- _REQUIREMENT_
Locate every line in the records below that contains the word "Generate", and copy each one.

- _SUPPLIED DATA_
* START *
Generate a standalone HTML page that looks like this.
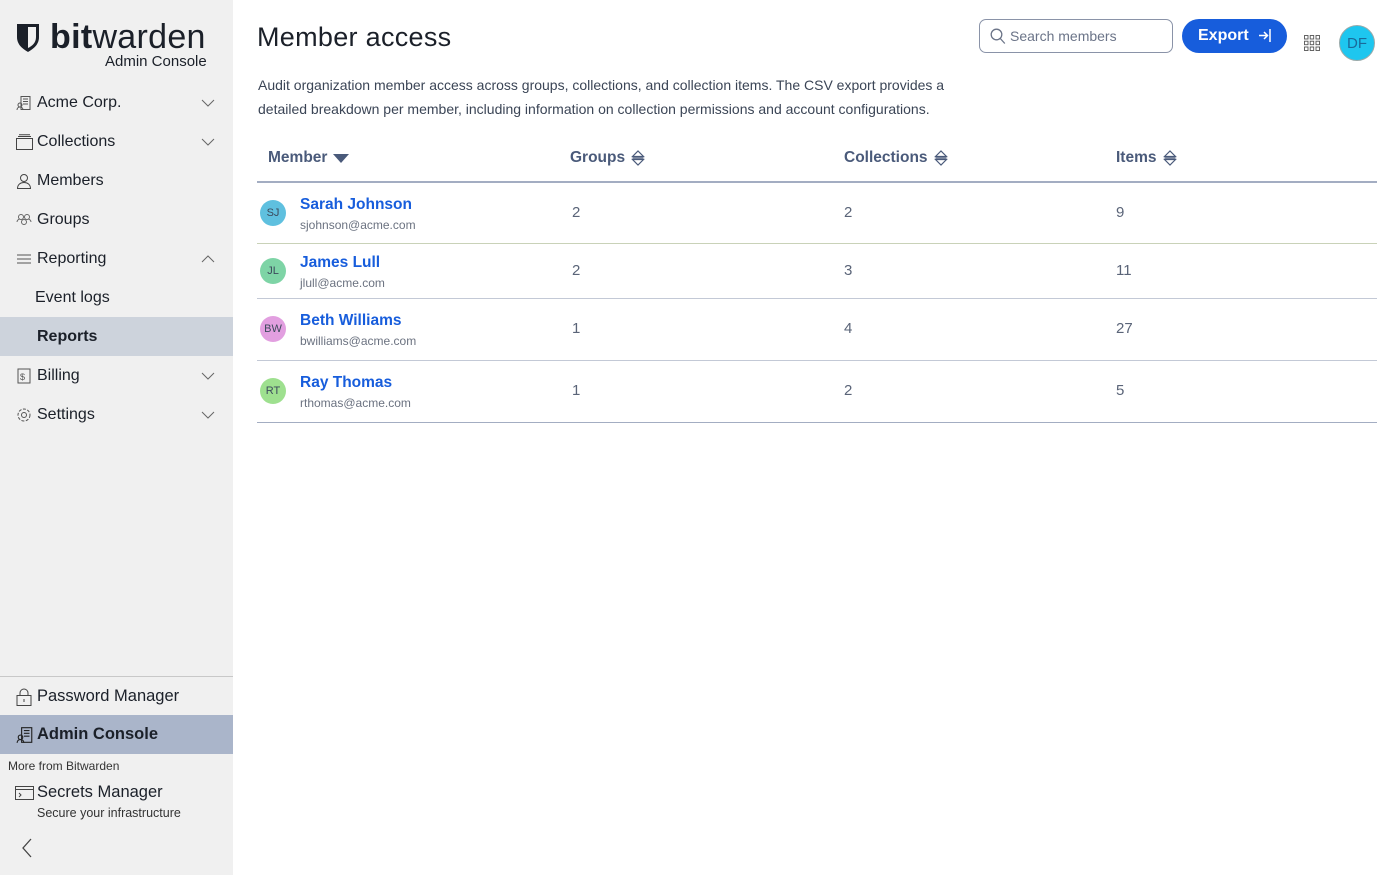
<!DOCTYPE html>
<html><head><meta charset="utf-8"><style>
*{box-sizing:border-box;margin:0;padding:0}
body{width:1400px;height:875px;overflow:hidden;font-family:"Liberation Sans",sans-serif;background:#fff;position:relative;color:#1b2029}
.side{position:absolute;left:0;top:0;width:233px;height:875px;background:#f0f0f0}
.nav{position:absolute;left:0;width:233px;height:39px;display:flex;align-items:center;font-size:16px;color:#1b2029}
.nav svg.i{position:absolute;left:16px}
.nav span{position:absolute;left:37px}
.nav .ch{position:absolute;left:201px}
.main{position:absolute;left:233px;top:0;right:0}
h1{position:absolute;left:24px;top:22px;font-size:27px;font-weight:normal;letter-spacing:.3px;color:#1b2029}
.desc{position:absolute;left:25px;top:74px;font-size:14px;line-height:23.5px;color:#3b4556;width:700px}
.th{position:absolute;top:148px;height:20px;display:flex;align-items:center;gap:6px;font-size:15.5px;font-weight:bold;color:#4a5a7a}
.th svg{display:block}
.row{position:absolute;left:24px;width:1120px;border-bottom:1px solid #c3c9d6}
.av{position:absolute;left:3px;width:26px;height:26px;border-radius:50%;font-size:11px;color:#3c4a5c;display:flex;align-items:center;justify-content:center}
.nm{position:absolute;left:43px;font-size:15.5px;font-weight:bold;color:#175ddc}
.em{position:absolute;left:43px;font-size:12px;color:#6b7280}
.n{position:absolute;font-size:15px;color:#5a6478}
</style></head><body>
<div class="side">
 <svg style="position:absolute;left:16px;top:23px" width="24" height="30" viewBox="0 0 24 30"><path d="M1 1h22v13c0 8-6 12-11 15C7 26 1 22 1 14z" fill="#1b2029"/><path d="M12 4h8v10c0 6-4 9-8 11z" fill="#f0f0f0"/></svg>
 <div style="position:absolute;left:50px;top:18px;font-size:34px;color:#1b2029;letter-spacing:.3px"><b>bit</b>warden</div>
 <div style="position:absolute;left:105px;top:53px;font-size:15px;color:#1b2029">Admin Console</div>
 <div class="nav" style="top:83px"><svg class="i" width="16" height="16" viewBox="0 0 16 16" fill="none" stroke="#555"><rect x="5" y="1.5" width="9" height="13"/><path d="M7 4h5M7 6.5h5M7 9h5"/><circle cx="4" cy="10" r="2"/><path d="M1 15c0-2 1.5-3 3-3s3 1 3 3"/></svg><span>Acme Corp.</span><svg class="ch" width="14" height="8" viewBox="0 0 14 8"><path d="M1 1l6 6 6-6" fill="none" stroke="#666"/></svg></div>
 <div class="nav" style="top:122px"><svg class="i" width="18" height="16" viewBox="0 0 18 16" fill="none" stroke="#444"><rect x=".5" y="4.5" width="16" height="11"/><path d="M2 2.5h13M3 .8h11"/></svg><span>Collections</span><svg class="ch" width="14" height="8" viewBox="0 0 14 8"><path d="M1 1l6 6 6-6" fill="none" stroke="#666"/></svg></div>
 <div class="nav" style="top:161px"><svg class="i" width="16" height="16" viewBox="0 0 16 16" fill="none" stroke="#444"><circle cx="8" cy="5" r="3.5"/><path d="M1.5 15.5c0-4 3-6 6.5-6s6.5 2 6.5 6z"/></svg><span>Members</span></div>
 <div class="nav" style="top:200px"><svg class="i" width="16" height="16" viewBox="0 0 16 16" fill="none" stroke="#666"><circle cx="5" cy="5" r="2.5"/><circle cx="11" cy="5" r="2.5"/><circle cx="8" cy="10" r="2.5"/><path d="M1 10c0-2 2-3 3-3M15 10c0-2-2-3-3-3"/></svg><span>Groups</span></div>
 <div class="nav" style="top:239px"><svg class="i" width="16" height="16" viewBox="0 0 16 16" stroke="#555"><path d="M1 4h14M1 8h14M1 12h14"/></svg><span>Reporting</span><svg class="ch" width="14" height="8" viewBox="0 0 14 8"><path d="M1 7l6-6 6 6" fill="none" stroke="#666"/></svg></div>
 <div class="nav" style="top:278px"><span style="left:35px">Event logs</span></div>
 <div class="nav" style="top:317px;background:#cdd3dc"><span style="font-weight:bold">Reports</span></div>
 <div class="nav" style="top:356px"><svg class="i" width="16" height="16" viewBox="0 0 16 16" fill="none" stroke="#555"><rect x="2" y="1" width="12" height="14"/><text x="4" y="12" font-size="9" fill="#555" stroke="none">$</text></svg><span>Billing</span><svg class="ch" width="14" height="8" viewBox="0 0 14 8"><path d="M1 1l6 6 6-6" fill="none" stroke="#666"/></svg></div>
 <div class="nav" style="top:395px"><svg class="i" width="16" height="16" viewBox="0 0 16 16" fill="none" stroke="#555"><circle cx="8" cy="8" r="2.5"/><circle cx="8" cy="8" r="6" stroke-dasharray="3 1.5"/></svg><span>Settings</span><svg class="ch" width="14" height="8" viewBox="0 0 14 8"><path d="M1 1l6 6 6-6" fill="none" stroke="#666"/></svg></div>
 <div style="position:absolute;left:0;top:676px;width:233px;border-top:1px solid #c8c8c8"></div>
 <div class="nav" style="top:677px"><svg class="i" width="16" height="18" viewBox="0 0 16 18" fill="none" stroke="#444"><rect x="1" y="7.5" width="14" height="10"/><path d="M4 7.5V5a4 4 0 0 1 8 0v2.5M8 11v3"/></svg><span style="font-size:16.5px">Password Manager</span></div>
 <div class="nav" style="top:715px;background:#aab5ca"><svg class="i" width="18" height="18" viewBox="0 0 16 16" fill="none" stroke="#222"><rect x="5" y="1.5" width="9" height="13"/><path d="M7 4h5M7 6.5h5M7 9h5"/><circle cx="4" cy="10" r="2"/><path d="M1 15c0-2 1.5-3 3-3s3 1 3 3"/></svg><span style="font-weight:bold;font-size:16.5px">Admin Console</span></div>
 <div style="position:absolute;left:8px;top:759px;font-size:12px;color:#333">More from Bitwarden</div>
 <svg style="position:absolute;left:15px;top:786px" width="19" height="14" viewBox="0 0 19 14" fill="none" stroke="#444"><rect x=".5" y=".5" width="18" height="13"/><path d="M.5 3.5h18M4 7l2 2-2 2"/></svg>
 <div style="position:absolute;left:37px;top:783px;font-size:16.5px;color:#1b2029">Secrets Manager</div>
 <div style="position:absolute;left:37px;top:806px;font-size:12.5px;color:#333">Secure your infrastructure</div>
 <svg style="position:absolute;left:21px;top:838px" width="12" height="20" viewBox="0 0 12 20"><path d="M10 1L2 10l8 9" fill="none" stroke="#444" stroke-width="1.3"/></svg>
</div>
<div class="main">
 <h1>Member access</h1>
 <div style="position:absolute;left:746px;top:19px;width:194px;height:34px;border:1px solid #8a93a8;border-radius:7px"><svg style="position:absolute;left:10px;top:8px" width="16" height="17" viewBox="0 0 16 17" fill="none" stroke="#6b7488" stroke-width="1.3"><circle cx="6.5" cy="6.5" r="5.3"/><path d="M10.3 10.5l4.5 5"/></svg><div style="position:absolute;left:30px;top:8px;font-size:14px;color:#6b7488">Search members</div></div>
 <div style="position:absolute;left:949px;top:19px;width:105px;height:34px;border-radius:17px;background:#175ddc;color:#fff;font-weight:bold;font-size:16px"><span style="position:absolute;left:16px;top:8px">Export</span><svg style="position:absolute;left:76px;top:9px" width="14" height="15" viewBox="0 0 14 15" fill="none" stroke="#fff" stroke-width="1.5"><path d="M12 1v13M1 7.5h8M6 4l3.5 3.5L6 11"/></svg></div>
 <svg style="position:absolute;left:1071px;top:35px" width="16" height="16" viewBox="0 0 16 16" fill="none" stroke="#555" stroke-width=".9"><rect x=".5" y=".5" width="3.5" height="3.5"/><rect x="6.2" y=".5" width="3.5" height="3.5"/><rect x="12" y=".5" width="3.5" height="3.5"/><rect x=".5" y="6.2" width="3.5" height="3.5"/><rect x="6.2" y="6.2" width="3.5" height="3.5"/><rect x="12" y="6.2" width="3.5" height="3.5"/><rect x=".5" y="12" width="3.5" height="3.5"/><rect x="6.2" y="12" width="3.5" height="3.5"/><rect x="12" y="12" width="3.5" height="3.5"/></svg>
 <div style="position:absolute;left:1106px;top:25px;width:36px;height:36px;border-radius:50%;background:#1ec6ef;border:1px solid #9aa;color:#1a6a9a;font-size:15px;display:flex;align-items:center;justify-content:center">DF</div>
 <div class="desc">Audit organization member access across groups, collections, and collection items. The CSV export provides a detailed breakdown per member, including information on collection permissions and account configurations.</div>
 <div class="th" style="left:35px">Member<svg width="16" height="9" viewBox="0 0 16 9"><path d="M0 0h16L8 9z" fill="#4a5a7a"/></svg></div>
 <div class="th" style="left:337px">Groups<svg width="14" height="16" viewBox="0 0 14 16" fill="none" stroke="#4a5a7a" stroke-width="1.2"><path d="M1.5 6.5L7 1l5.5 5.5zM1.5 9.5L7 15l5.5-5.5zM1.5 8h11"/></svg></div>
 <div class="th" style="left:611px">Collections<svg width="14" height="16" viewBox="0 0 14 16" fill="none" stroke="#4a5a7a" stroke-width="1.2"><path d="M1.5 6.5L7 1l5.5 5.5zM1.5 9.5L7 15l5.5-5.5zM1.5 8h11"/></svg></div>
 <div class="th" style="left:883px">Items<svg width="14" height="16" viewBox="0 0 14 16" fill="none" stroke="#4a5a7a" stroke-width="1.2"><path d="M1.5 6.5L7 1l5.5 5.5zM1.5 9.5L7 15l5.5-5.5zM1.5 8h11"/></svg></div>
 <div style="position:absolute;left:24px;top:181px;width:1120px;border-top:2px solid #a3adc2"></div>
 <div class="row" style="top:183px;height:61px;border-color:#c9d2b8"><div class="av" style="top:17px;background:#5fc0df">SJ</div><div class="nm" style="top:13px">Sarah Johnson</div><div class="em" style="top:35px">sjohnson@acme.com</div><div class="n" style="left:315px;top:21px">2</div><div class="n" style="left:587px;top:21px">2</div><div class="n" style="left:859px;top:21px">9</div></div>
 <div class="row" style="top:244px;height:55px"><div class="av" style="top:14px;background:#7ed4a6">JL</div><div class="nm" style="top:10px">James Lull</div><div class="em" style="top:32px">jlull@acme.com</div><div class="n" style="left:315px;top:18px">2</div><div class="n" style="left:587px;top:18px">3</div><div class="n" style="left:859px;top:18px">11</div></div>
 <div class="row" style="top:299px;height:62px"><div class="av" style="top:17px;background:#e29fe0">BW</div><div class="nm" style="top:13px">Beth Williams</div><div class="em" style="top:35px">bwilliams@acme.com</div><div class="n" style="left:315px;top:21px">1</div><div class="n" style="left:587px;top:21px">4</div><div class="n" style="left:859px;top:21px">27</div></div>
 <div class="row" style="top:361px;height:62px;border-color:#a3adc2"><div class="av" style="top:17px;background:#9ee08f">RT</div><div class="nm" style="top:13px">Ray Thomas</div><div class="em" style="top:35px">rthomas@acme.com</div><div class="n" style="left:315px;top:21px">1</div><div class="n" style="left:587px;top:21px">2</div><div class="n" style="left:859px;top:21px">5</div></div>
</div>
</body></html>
* END *
* START *
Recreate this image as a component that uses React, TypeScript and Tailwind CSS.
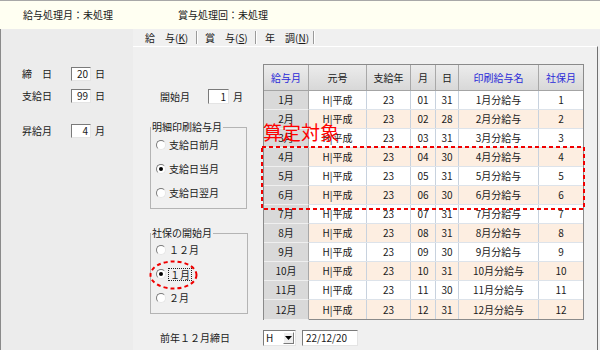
* END *
* START *
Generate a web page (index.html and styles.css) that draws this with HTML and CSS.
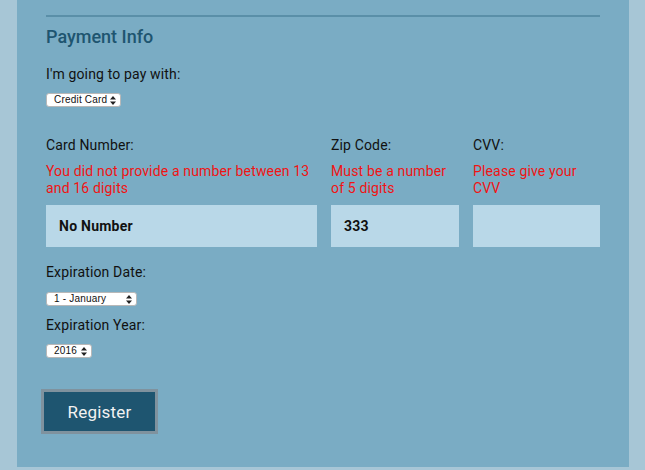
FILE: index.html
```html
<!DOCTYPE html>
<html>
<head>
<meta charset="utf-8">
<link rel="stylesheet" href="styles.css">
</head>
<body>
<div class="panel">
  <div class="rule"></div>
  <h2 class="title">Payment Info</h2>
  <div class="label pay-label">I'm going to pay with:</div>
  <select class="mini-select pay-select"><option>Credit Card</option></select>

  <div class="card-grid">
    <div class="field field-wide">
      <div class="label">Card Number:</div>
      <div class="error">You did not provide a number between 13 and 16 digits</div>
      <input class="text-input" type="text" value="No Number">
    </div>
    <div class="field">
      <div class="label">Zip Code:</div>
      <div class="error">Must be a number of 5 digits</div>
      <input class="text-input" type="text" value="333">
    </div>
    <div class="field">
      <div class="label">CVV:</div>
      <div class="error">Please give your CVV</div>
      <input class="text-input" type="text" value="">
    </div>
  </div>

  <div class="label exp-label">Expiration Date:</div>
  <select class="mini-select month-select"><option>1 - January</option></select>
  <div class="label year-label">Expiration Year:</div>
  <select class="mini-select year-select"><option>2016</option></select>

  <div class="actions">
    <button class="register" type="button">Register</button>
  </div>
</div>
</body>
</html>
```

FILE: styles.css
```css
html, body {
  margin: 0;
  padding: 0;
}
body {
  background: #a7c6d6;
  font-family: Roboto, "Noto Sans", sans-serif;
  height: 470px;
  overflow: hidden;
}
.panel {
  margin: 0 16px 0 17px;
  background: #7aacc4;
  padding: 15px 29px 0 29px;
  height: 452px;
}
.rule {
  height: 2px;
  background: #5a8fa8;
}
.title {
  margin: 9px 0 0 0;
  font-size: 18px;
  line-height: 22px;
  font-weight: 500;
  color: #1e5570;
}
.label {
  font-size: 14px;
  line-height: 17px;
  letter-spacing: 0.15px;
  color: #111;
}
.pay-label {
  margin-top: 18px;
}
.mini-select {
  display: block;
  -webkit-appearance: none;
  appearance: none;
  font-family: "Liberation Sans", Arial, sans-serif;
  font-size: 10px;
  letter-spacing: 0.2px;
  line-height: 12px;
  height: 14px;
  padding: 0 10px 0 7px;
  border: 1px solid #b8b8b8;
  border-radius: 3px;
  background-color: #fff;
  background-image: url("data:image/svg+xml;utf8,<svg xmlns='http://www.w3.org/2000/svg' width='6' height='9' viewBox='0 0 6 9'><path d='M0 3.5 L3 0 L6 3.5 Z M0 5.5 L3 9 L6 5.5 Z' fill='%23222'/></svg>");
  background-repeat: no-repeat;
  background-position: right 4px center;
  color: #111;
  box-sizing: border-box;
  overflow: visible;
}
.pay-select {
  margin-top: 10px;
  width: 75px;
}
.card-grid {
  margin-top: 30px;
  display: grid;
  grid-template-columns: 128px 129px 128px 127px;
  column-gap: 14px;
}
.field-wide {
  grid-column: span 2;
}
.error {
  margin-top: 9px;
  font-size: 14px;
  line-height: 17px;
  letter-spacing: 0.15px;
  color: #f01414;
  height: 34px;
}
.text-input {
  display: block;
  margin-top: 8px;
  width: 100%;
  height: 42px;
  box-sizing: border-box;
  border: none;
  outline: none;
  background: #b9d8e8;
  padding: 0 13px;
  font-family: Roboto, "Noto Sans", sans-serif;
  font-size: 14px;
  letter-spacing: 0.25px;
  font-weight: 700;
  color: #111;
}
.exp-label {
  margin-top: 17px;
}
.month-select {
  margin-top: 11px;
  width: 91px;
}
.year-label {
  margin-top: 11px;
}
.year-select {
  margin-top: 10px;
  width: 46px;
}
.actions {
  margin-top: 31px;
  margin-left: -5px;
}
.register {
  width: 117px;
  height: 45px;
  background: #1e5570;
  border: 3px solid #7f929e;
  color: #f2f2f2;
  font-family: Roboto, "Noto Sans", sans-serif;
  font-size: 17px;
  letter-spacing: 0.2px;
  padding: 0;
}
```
* END *
- _THE RESULT_
Generate a standalone HTML page that looks like this.
Generate a web page (index.html and styles.css) that draws this with HTML and CSS.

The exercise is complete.